McIntosh is wary of going down the vaccination route. "What happens to the meat and milk from cattle who show signs of TB after being vaccinated?" She asks. "Will it be allowed to be exported?"
Meanwhile, badger lovers have taken to Twitter to drum up support for a government 'e-petition', which if it attracts 100,000 signatures will automatically trigger a debate on the cull in the House of Commons.
The 'hashtag' #replacelovewithbadgersongs was trending on the social media site today, encouraging users to replace the word 'love' in famous songs with the word 'badger'.
The stunt had the desired effect: the word 'badger' was soon trending. Between yesterday and today, approximately 20,000 new signatures have been added to the petition.

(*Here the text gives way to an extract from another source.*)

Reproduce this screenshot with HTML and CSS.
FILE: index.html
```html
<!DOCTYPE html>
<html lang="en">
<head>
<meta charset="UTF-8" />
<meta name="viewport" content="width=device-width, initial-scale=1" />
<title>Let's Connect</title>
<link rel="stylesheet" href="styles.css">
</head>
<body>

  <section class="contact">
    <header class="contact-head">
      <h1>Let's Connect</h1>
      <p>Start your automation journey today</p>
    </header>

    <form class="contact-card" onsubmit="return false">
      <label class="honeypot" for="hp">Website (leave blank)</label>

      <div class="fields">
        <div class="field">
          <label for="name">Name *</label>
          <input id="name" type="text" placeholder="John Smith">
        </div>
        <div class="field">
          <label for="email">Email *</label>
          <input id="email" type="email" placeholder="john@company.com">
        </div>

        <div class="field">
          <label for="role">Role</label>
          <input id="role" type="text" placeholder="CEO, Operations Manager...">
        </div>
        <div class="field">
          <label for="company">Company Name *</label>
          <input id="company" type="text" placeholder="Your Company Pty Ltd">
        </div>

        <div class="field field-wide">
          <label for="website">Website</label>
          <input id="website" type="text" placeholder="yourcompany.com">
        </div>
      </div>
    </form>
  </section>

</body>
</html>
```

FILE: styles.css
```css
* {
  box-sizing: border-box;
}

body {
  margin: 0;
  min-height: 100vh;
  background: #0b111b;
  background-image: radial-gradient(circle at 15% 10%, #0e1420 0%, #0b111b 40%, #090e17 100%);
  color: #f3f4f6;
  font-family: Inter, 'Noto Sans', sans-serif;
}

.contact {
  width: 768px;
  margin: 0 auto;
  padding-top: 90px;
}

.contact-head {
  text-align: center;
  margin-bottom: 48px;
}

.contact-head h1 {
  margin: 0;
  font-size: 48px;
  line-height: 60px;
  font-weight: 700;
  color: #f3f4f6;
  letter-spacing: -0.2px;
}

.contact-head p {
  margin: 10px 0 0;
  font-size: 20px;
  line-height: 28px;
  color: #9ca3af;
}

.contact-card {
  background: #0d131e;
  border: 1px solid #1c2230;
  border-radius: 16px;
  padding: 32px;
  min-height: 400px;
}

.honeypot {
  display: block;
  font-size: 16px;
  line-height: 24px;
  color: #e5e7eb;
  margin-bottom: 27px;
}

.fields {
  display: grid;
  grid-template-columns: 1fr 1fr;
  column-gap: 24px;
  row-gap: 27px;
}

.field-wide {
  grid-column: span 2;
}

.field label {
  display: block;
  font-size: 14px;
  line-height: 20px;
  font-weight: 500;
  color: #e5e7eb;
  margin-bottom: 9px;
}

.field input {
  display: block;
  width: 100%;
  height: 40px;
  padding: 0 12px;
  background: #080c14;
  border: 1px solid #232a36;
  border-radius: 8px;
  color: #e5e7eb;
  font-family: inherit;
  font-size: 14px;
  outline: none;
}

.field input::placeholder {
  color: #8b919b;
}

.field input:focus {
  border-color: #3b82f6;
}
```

Brian May's Olympics badger badge sparks anger and praise
13 August 2012
DID BRIAN MAY make a political statement about a controversial badger cull while performing at the Olympics closing ceremony last night? The Queen guitarist's decision to wear shoulder patches depicting a badger and a fox has been praised by wildlife lovers while farmers and countryside rights activists have called it "appalling" and "disappointing".
The animal emblems could be seen as May and singer Jessie J performed their rendition of Queen's We Will Rock You in front of a global TV audience.
The legendary guitarist, who also has a PhD in astrophysics, has been vociferous in his opposition to the Government's controversial plan to conduct scientific trials aimed at fighting bovine tuberculosis. The trials will involve culling thousands of badgers. In July, May said it was "ludicrous" that a vaccine for cattle was not being used instead.
Last night his stage outfit drew a flurry of comments. While Danny Boyle's opening ceremony two weeks ago celebrated a green and pleasant land, denizens of the rural idyll seemed divided by May's badger badge.
The Countryside Alliance wrote that it was "appalling to see Brian May making a political statement with his fox and badger badges" while field sports photographer Country Lady Amy called it "very disappointing".
Dairy farmer Pete Ledbury accused the guitarist of "sticking two fingers up to the people who make the British countryside what it is".
But Alice Bell, a science writer with 9,500 Twitter followers, praised May's actions and suggested the cull had been postponed until after the Olympics because police would otherwise have been unable to handle the expected protests. This, she said "makes Brian May's reference to it in closing ceremony more pointed".
The North Wildlife Trust, meanwhile, tweeted that May was "rocking out for wildlife, amazing!"
May has not yet responded to a request for comment.
Farmers were forced to slaughter 25,000 animals in 2010 alone to curb the rising number of tuberculosis infections. But many opponents argue that culling actually runs the risk of making bovine TB more widespread. A decade-long landmark trial found that badgers displaced by culls simply carry the disease elsewhere. It also discovered that, at best, the incidence of TB was reduced in the cull area by just 16 per cent after nine years.
A badger vaccination programme is to replace culling in Wales following a successful legal challenge there. But the Badger Trust's high court bid to stop the cull in England failed last month, meaning culls could begin as early as September.